Thursday, August 12, 2010

Last Blog

First question: Is that 13 trillion dollars in 1 dollar bills or 100 dollar bills? Just kidding, I’m sure either option would circle the earth’s equator a couple of times.
In your blog, you have two arguments that actually contradict one another. The first argument explains that our country should stop our involvement in foreign conflicts until we are “much better shape financially”. The second argument explains that our government creates projects that are wasteful because the government doesn’t complete them. You argue that you want to stop one project, foreign involvement, but yet you say that the government should complete projects so that they don’t become wasteful.
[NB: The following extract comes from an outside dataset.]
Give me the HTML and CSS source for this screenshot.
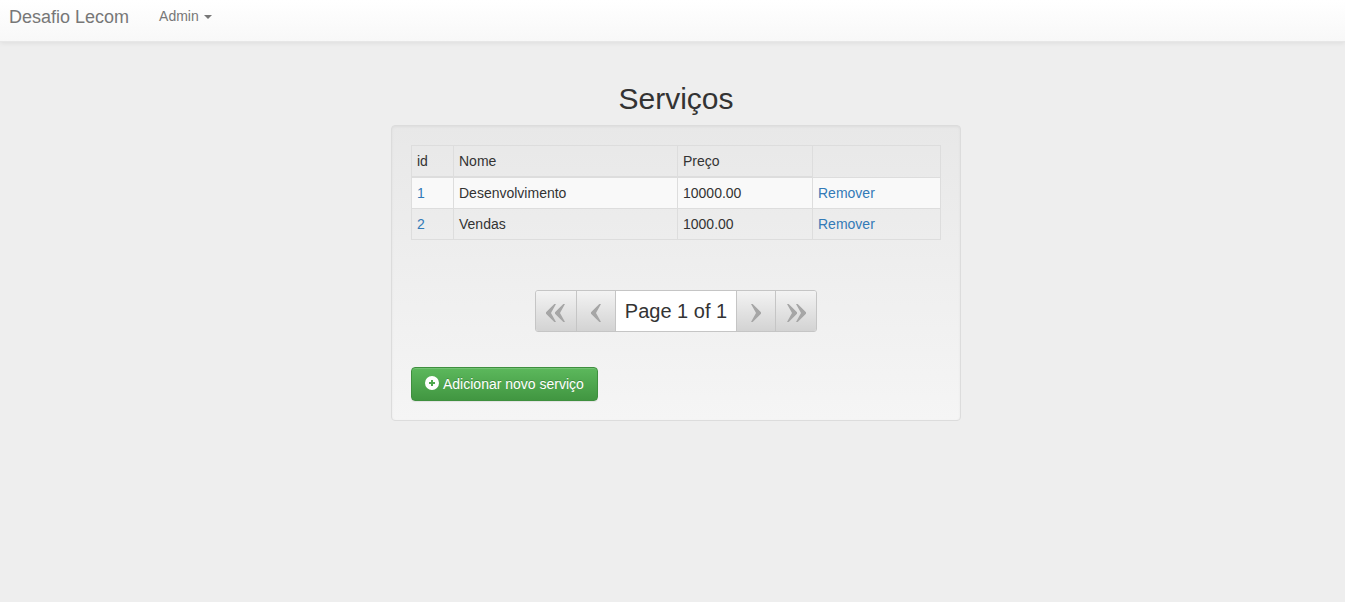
FILE: index.html
```html
<!DOCTYPE html>
<html lang="pt-BR">
<head>
<meta charset="utf-8">
<meta name="viewport" content="width=device-width, initial-scale=1">
<title>Desafio Lecom</title>
<link rel="stylesheet" href="styles.css">
</head>
<body>
<svg class="defs" width="0" height="0" aria-hidden="true">
  <symbol id="single" viewBox="0 0 10 18"><path d="M8.3 0 0 8.2v1.6L8.3 18H10L5 9l5-9z"/></symbol>
  <symbol id="double" viewBox="0 0 19 18"><path d="M8.3 0 0 8.2v1.6L8.3 18H10L5 9l5-9zM17.3 0 9 8.2v1.6L17.3 18H19l-5-9 5-9z"/></symbol>
</svg>
<nav class="navbar">
  <a class="brand" href="#">Desafio Lecom</a>
  <a class="nav-link" href="#">Admin <span class="caret"></span></a>
</nav>
<main class="page">
  <div class="content">
    <h2 class="title">Serviços</h2>
    <section class="well">
      <table class="table">
        <colgroup><col class="col-id"><col class="col-name"><col class="col-price"><col></colgroup>
        <thead>
          <tr><th scope="col">id</th><th scope="col">Nome</th><th scope="col">Preço</th><td></td></tr>
        </thead>
        <tbody>
          <tr><td><a href="#">1</a></td><td>Desenvolvimento</td><td>10000.00</td><td><a href="#">Remover</a></td></tr>
          <tr><td><a href="#">2</a></td><td>Vendas</td><td>1000.00</td><td><a href="#">Remover</a></td></tr>
        </tbody>
      </table>
      <div class="pager-row">
        <div class="pager">
          <button class="page-btn wide" type="button" aria-label="First"><svg width="19" height="18"><use href="#double"/></svg></button>
          <button class="page-btn" type="button" aria-label="Previous"><svg width="10" height="18"><use href="#single"/></svg></button>
          <span class="page-label">Page 1 of 1</span>
          <button class="page-btn next" type="button" aria-label="Next"><svg width="10" height="18"><use href="#single"/></svg></button>
          <button class="page-btn wide next" type="button" aria-label="Last"><svg width="19" height="18"><use href="#double"/></svg></button>
        </div>
      </div>
      <button class="btn-success" type="button">
        <svg class="plus" width="14" height="14" viewBox="0 0 14 14" aria-hidden="true"><path fill="#fff" fill-rule="evenodd" d="M7 0a7 7 0 1 1 0 14A7 7 0 0 1 7 0zM6 4v2H4v2h2v2h2V8h2V6H8V4z"/></svg>
        <span>Adicionar novo serviço</span>
      </button>
    </section>
  </div>
</main>
</body>
</html>
```
FILE: styles.css
```css
* { box-sizing: border-box; }
body {
  margin: 0;
  background: #eee;
  color: #333;
  font: 14px/20px "Liberation Sans", Arial, sans-serif;
}
a { color: #337ab7; text-decoration: none; }
.defs { position: absolute; }
.navbar {
  display: flex;
  align-items: flex-start;
  gap: 30px;
  padding: 6px 9px 13px;
  border-bottom: 1px solid #e7e7e7;
  background: linear-gradient(#fff, #f8f8f8);
  box-shadow: 0 1px 5px rgba(0, 0, 0, .075);
}
.navbar a { color: #777; text-shadow: 0 1px 0 rgba(255, 255, 255, .25); }
.navbar .brand { font-size: 18px; line-height: 22px; }
.nav-link { display: flex; align-items: center; gap: 5px; }
.caret {
  margin-top: 1px;
  border-top: 4px solid;
  border-left: 4px solid transparent;
  border-right: 4px solid transparent;
}
.page { padding: 40px 0 0 7px; }
.content { max-width: 570px; margin: 0 auto; }
.title {
  margin: 0 0 10px;
  font-size: 30px;
  line-height: 33px;
  font-weight: 500;
  text-align: center;
}
.well {
  padding: 19px;
  border: 1px solid #dcdcdc;
  border-radius: 4px;
  background: linear-gradient(#e8e8e8, #f5f5f5);
  box-shadow: inset 0 1px 3px rgba(0, 0, 0, .05), 0 1px 0 rgba(255, 255, 255, .1);
}
.table {
  width: 100%;
  table-layout: fixed;
  border-collapse: collapse;
}
.col-id { width: 42px; }
.col-name { width: 224px; }
.col-price { width: 135px; }
.table th, .table td {
  padding: 5px;
  border: 1px solid #ddd;
  text-align: left;
  vertical-align: top;
  font-weight: 400;
}
.table th { border-bottom-width: 2px; }
.table tbody tr:first-child { background: #f9f9f9; }
.pager-row { display: flex; justify-content: center; margin: 50px 0 35px; }
.pager {
  display: flex;
  height: 42px;
  border: 1px solid #c5c5c5;
  border-radius: 3px;
  overflow: hidden;
}
.page-btn {
  display: flex;
  align-items: center;
  justify-content: center;
  width: 39px;
  padding: 4px 0 0;
  border: 0;
  border-right: 1px solid #c5c5c5;
  background: linear-gradient(#f3f3f3, #d3d3d3);
  fill: #a6a6a6;
}
.page-btn.wide { width: 41px; }
.page-btn.next { border-right: 0; border-left: 1px solid #c5c5c5; }
.next svg { transform: scaleX(-1); }
.page-label {
  padding: 0 9px;
  background: #fff;
  font-size: 20px;
  line-height: 40px;
}
.btn-success {
  display: flex;
  align-items: center;
  gap: 4px;
  padding: 6px 13px;
  border: 1px solid #3e8f3e;
  border-radius: 4px;
  background: linear-gradient(#5cb85c, #419641);
  box-shadow: inset 0 1px 0 rgba(255, 255, 255, .15), 0 1px 1px rgba(0, 0, 0, .075);
  color: #fff;
  font: inherit;
  text-shadow: 0 -1px 0 rgba(0, 0, 0, .2);
}
.plus { margin-bottom: 2px; }
```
By stopping military spending, the country essential has left another project uncompleted. Although your two arguments contradict one another, I would have to agree with your overall argument that this country needs to stop “draining our imaginary bank accounts.” The government is in a lot of debt and it needs to be reduced. However, it is not as simple. In order to lower debt, we must leave some projects uncompleted and focus on the ones that are more important. This of course would create sunk costs and these are the costs that the government has been trying to avoid. They therefore try to complete these projects by funneling in more money and hope that there would be no consequence. However, they are wrong and angry protesters demand the end of spending. This leads the government to cancel these projects. The government tries to juggle more than it can handle and tries to complete these projects to avoid sunk costs. Unfortunately the government completes neither the projects nor the avoidance of sunk costs. This explains the 13 trillion dollars of debt. So to end the accumulation of this large debt, we must not attempt to complete all projects at once but rather focus on the ones we can handle.